Taten mit dem Smartphone gefilmt
Eine Besonderheit in diesem Fall sei zudem das manipulative und systematische Vorgehen gewesen, welches jeden Zweifel an der Steuerungsfähigkeit des Angeklagten ausschließe, so die Vorsitzende. Der Angeklagte hatte alle Straftaten mit dem Smartphone aufgenommen und geordnet abgespeichert. Zwar habe die Kammer das, ebenfalls unter Ausschluss der Öffentlichkeit abgegebene, Geständnis des 28-Jährigen honoriert, doch sei die Beweislast durch die selbsterstellten Video- und Fotodateien erdrückend gewesen. Außergewöhnlich sei weiterhin gewesen, dass eine erfahrene Ermittlerin im Gerichtssaal um Fassung gerungen habe, so Dr. Engemann. All das sprenge die Dimension dessen, was man sonst zu beurteilen habe.

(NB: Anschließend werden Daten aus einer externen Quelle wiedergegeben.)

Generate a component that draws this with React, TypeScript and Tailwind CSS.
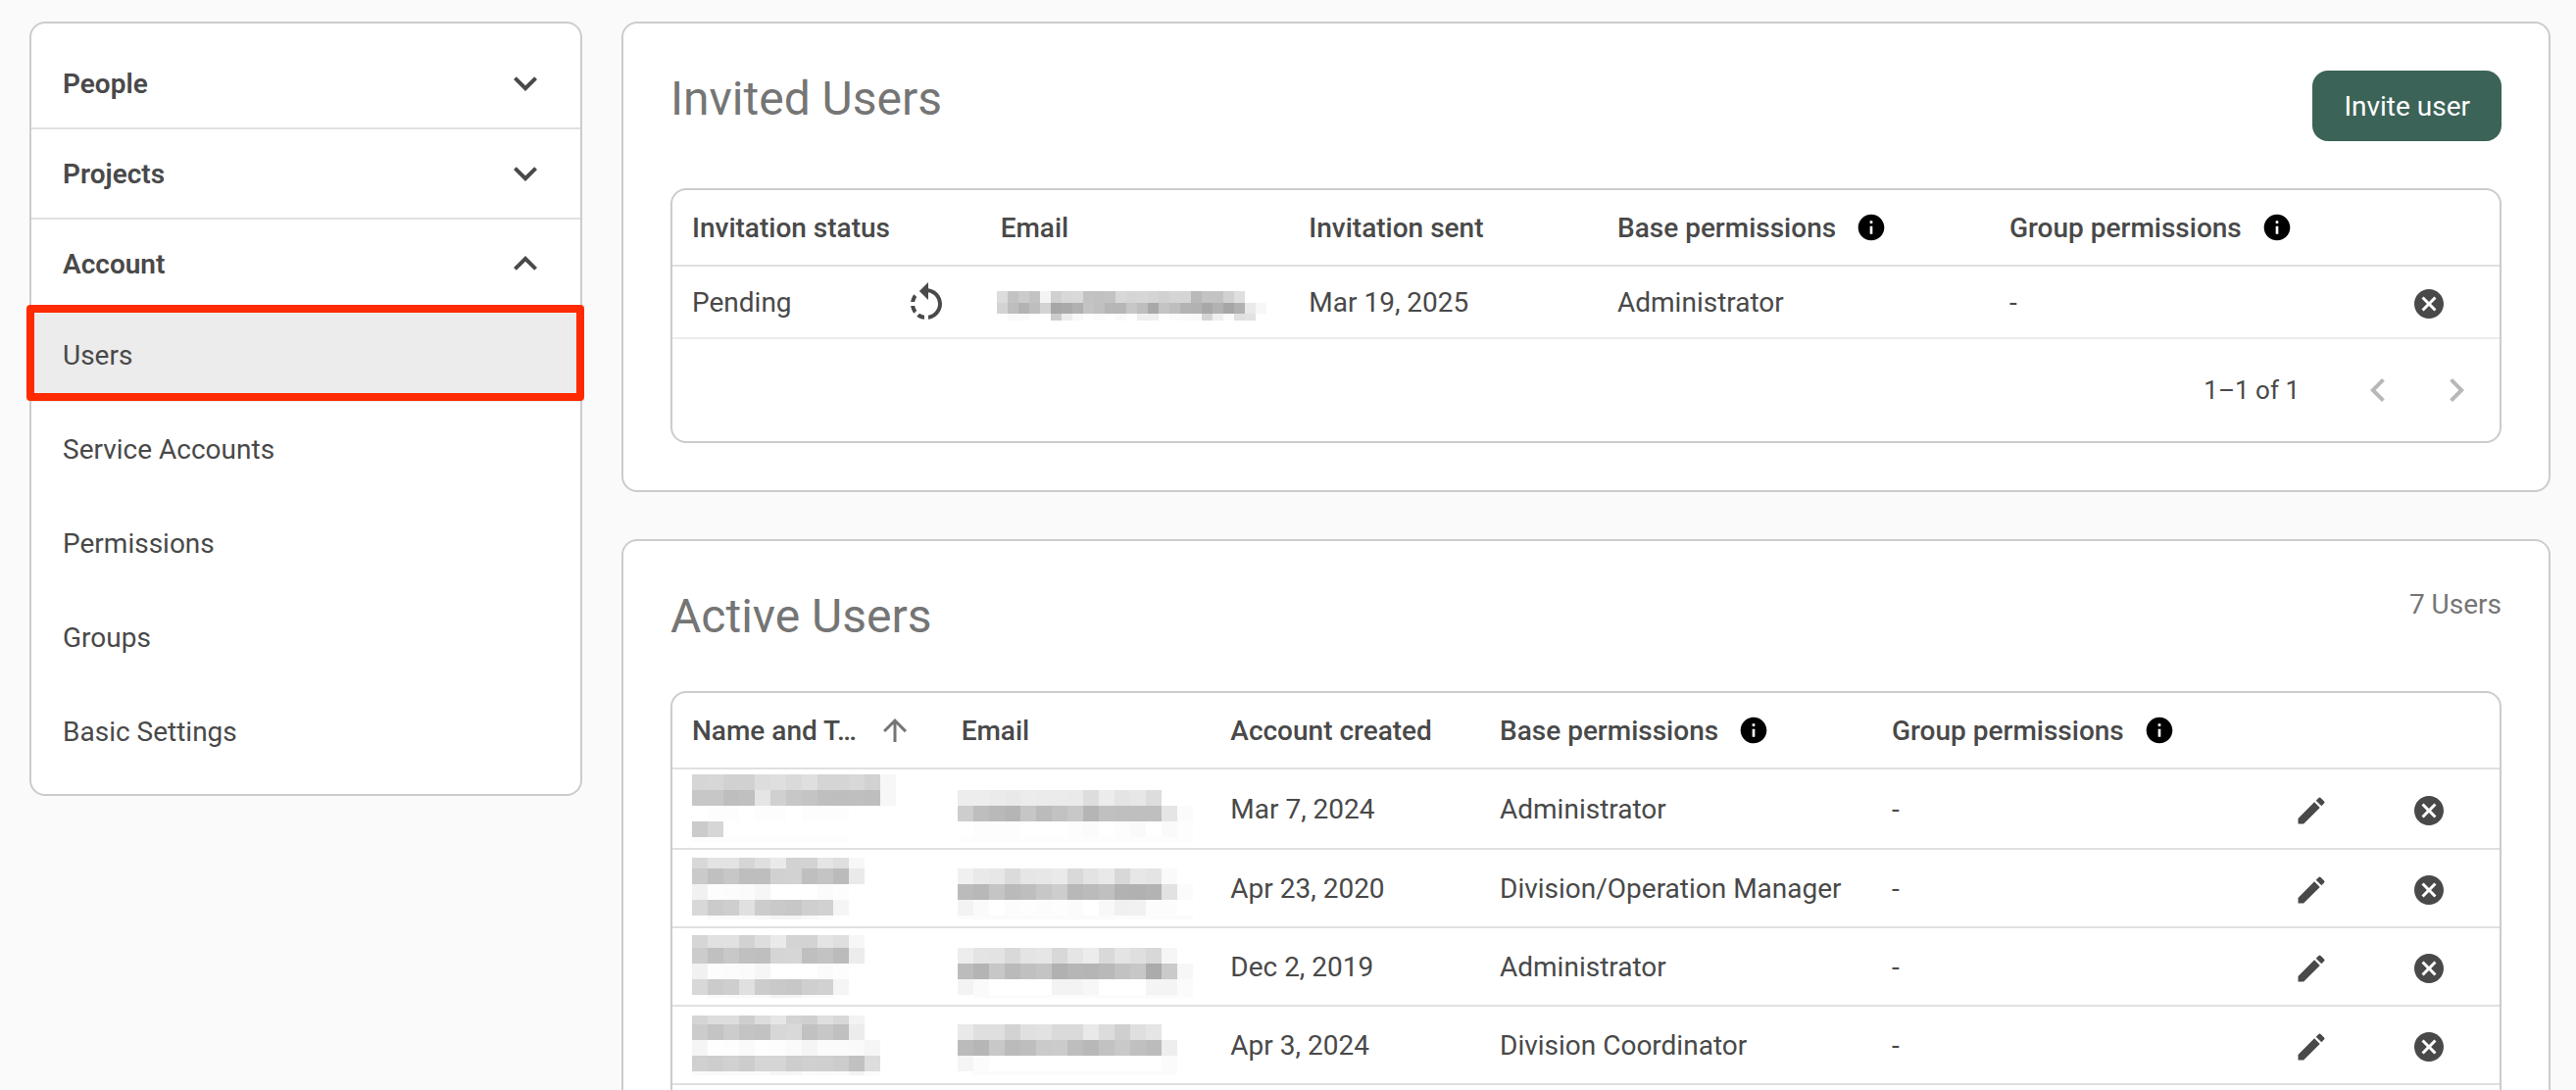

Keine Sicherungsverwahrung angeordnet
Die Rückfallprognose bei Sexualstraftätern sei schlecht, stellte die Vorsitzende fest und riet dem Angeklagten eindringlich zu einer Therapie. Die Sicherungsverwahrung unter Vorbehalt sei durchaus denkbar gewesen, doch habe die Kammer diese nicht angeordnet, erklärte Engemann. Die Sachverständige, die zu diesem Thema gehört wurde, hatte sich nicht eindeutig dazu geäußert. Sie hielt den Angeklagten zum jetzigen Zeitpunkt durchaus für gefährlich, doch vermochte sie sich nicht festzulegen, was die Wiederholungsgefahr angeht, da es sich um die erste Verurteilung des 28-Jährigen handelt.
Verteidiger Claus Mielke hatte gegenüber der GZ ausgeschlossen, dass Rechtsmittel eingelegt würden. So kann der 28-Jährige nun schneller in den Haftalltag überführt werden und eine Therapie beginnen. Die Vorsitzende erklärte dem Angeklagten, er werde es in der Haft nicht leicht haben. Auch die Therapie werde „kein Spaziergang“.